Friday 7 February 2014

An emotional Jay Leno bids goodbye to 'Tonight'

An emotional Jay Leno bids goodbye to 'Tonight'
Jay Leno gestures during a panel at the Television Critics Association Cable summer press tour in Pasadena, California on August 5, 2009.
Johnny Carson's departure from "The Tonight Show" was an abdication. Jay Leno's last show, on Thursday, was closer to a retirement party - a bittersweet send-off for a loyal executive pushed out after 22 years.

"It's fun to kind of be the old guy and sit back here and see where the next generation takes this great institution," Leno said about his successor, Jimmy Fallon.

More gamely than convincingly, he added, "But it really is time to go and hand it off to the next guy. It really is."

Ratings in the last week soared, but it wasn't that audiences were anticipating a train wreck or a cultural milestone. Many viewers weren't feeling loss so much as pinpricks of projected anxiety: Leno's emotional last bow was poignant not because he is a legendary figure who can never be replaced but because he is the nice guy who worked really hard, did a great job and will barely be missed come on Monday morning.

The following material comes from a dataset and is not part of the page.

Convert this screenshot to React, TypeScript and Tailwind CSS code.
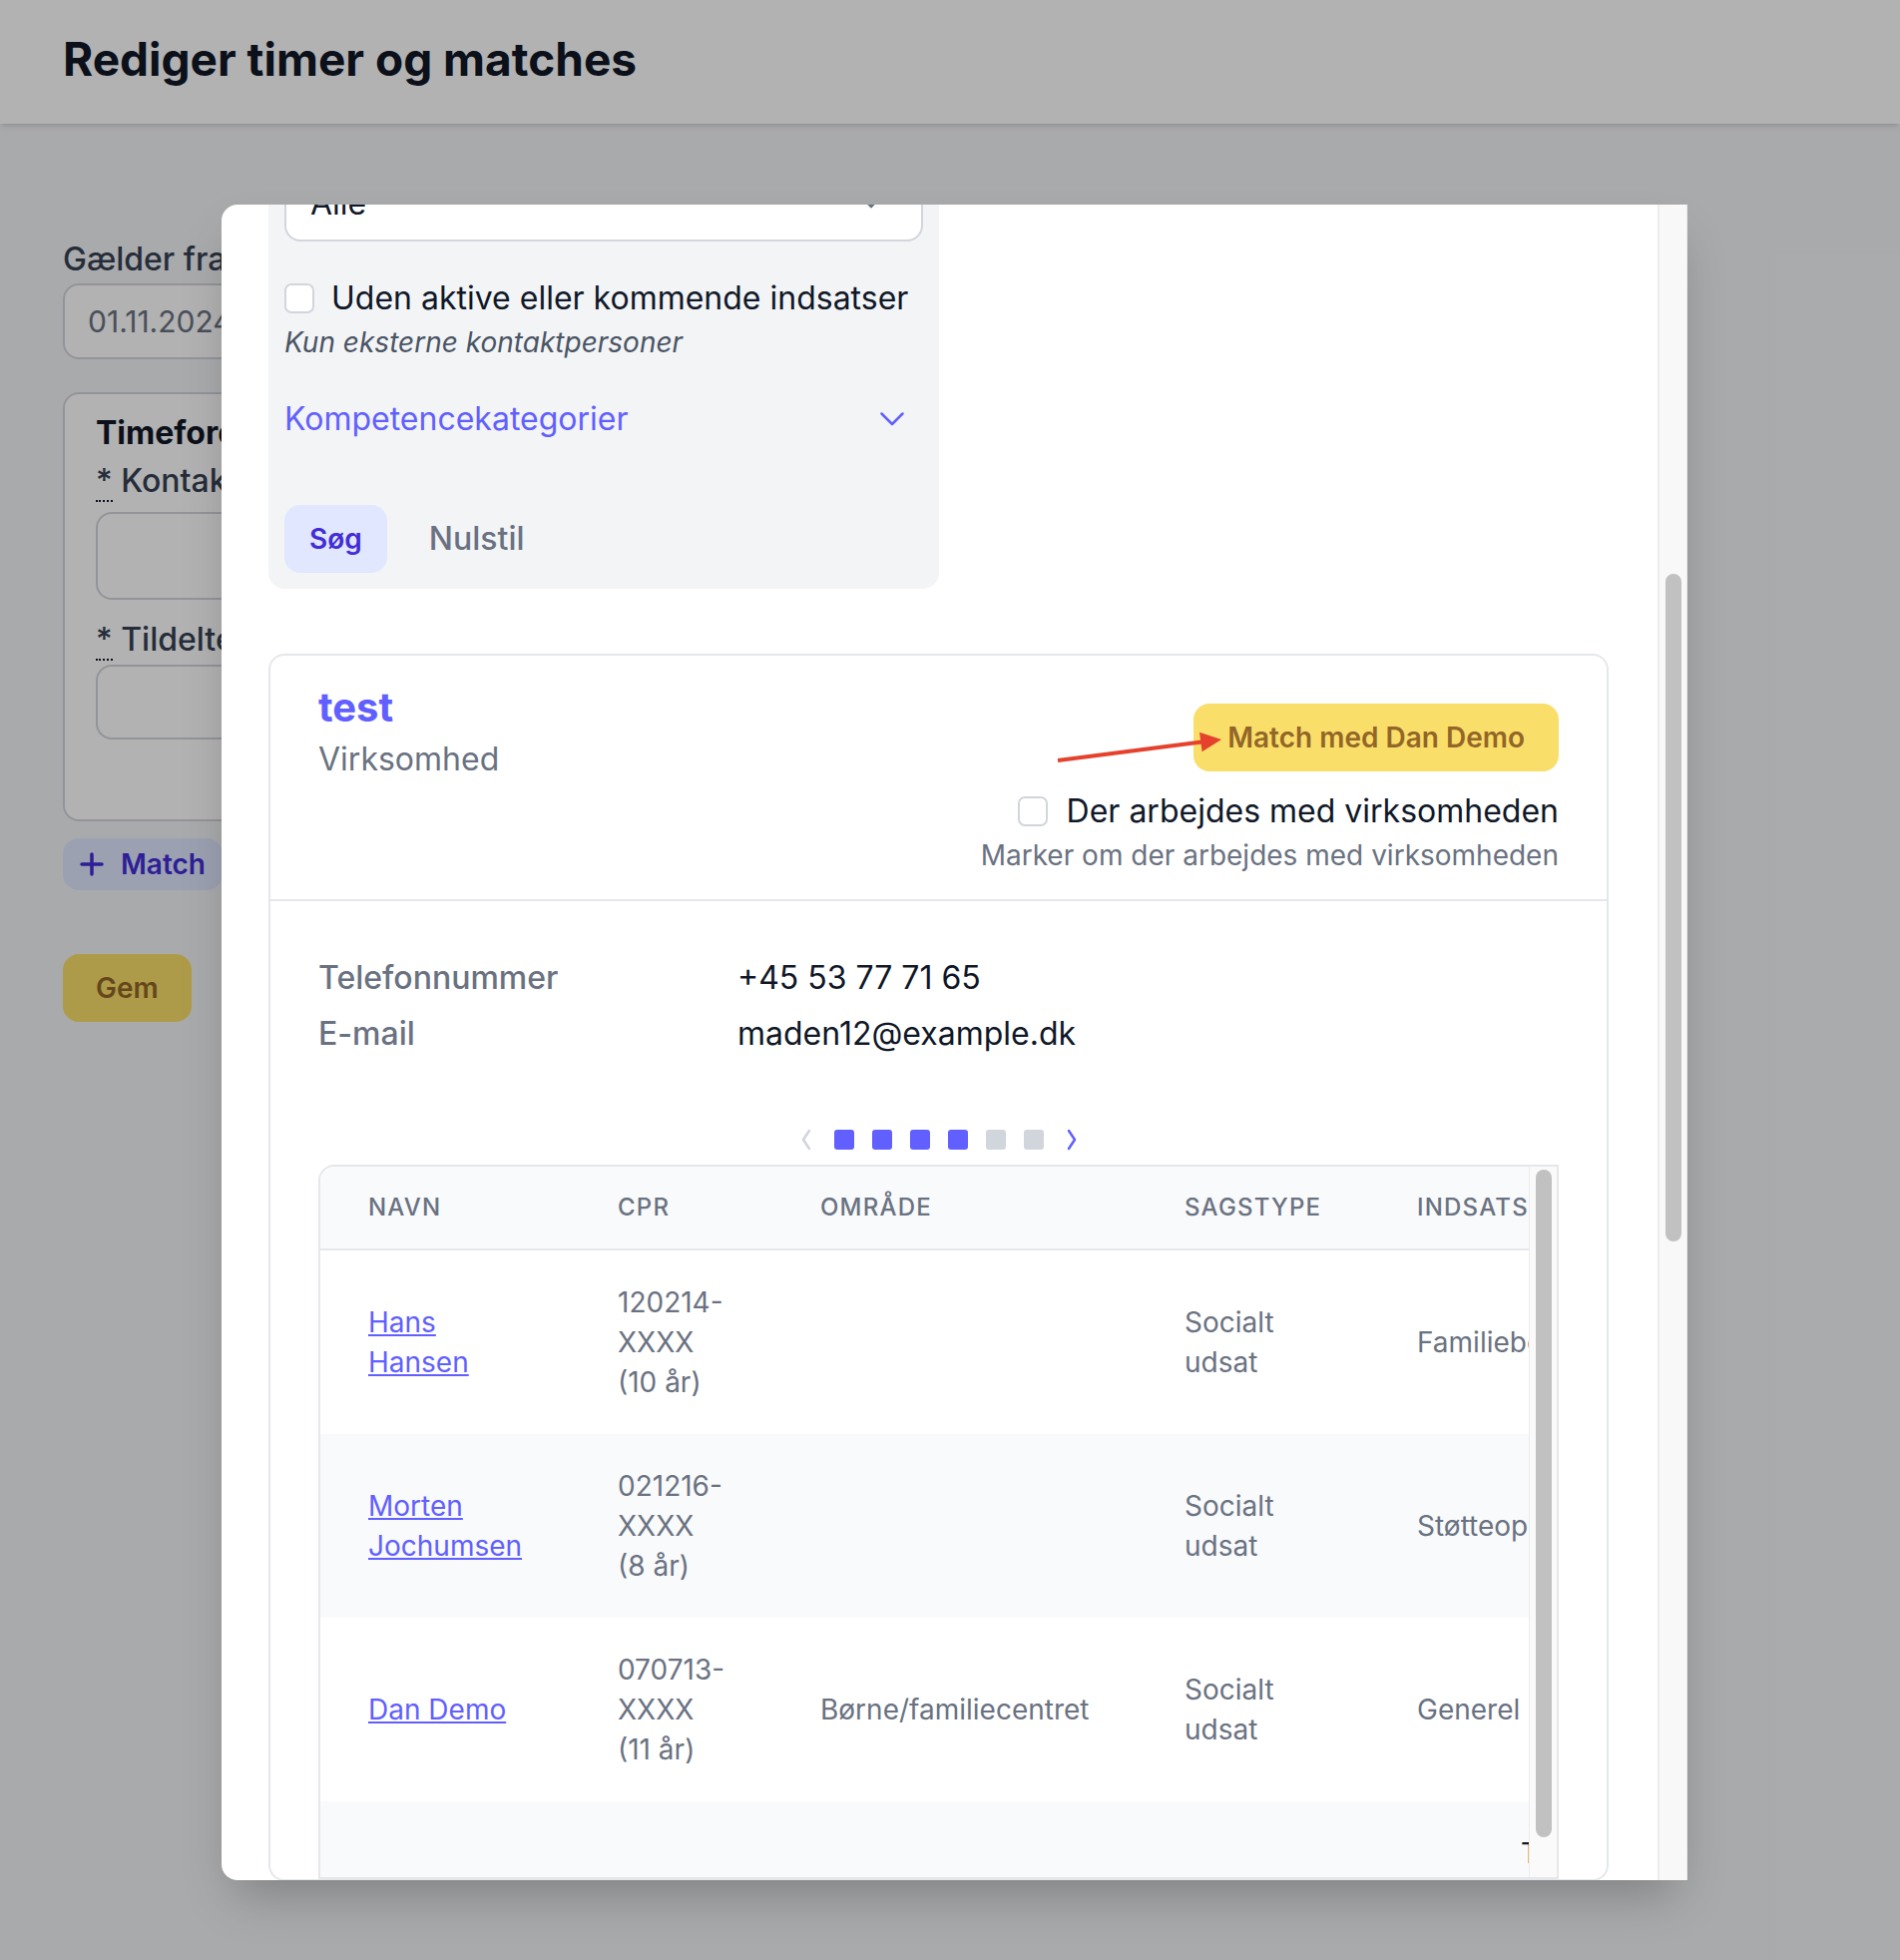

Newer viewers were like the younger employees down the hall who barely know the retiree but are still drawn to the drama of a forced exit and also the free Champagne and cake. For his older, longtime fans - his audience's median age is 47.5 - there was a there-but-for-the-grace-of God frisson: Leno, 63, is such a familiar fixture of network television that his last hurrah became a dreaded rite of passage, an acting out of people's deepest fears about their own obsolescence. (That could be the reason David Letterman, 66, of CBS put aside his long-standing grudge against Leno and congratulated his rival on "a wonderful run.")

It happens to almost everyone. Thursday night, it was Leno's turn. He tapped Billy Crystal, his first guest in 1992, to be his last, and asked his favorite singer, country star Garth Brooks, to perform. And he smiled through skits and cameos by the likes of Oprah Winfrey, Carol Burnett and Kim Kardashian about his departure. (President Barack Obama paid his respects in a taped message.) Crystal led what he called the Shut Your Von Trapp Family Singers in a parody of a "Sound of Music "song reworded in his honour.

"There a sad sort of clanging

From the clock in the hall

And the bells in the steeple too

And all the executives that run NBC

Are popping in to say you're through."

Leno let his feelings flow only at the very end, and this time, he didn't make any of the kinds of jokes about NBC that dotted his last week at the network.

"I didn't know anybody over there," he said, explaining why he never went to Fox or ABC.

Choking up, he added, "These are the only people I've ever known."

Onstage, Leno was the most accessible talk show host, the kind of comedian who will always do another set or pose for one more snapshot with fans. He started his show every night by wading into a crowd of audience members and shaking hands - or rather pulling hands like a Swiss bell ringer. His jokes weren't cutting edge, and his references were sometimes dated: In his last days he made cracks about O.J. Simpson and Kathie Lee Gifford in her Carnival cruise days.

He was unfailingly gracious to Fallon, who was his guest on Monday night and also gave him a shout-out on his own program Thursday, inviting him to come back to "Tonight" anytime. (Fallon takes over on Feb. 17.) But in the run-up to Leno's last show, he didn't let up on NBC, which replaced him with Conan O'Brien in 2009 and had to reinstate him a year later after O'Brien flopped.

"I read today that NBC said they would like me to be just like Bob Hope: dead," he joked earlier this week.

Some in the studio audience, taken aback, moaned.

"I don't care, I like that joke," Leno replied.

Throughout his tenure, Leno was both friendly and oddly impersonal: He was a skilled joke teller who didn't let down his guard or his hair. He wore dark suits and delivered his monologue framed by somber wood paneling and potted plants, a décor better suited to a personal injury law firm.

So when that veneer of blithe professional bonhomie finally dissolved, it was touching and disconcerting to see him shakily say, "This has been the greatest 22 years of my life."

Crystal noted, "More than anyone I know, you love being a comedian."

And certainly, few have pursued the career so single-mindedly. Crystal reminded his host than when he was an aspiring comedian in the 1970s, the only decorative touch in his apartment was a poster of comedian Robert Klein over Leno's bed.

A farewell tribute on television has its advantages: The honoree gets to listen in on eulogies and witness a preview of the funeral. But there is also a cost: Leno will be around the next day to see how quickly the mourners mop their tears and the cortege moves on.

That's perhaps why he chose to quote his predecessor Johnny Carson, who left his audience with the words, "I bid you all a heartfelt goodnight." It's not as unnervingly final as goodbye.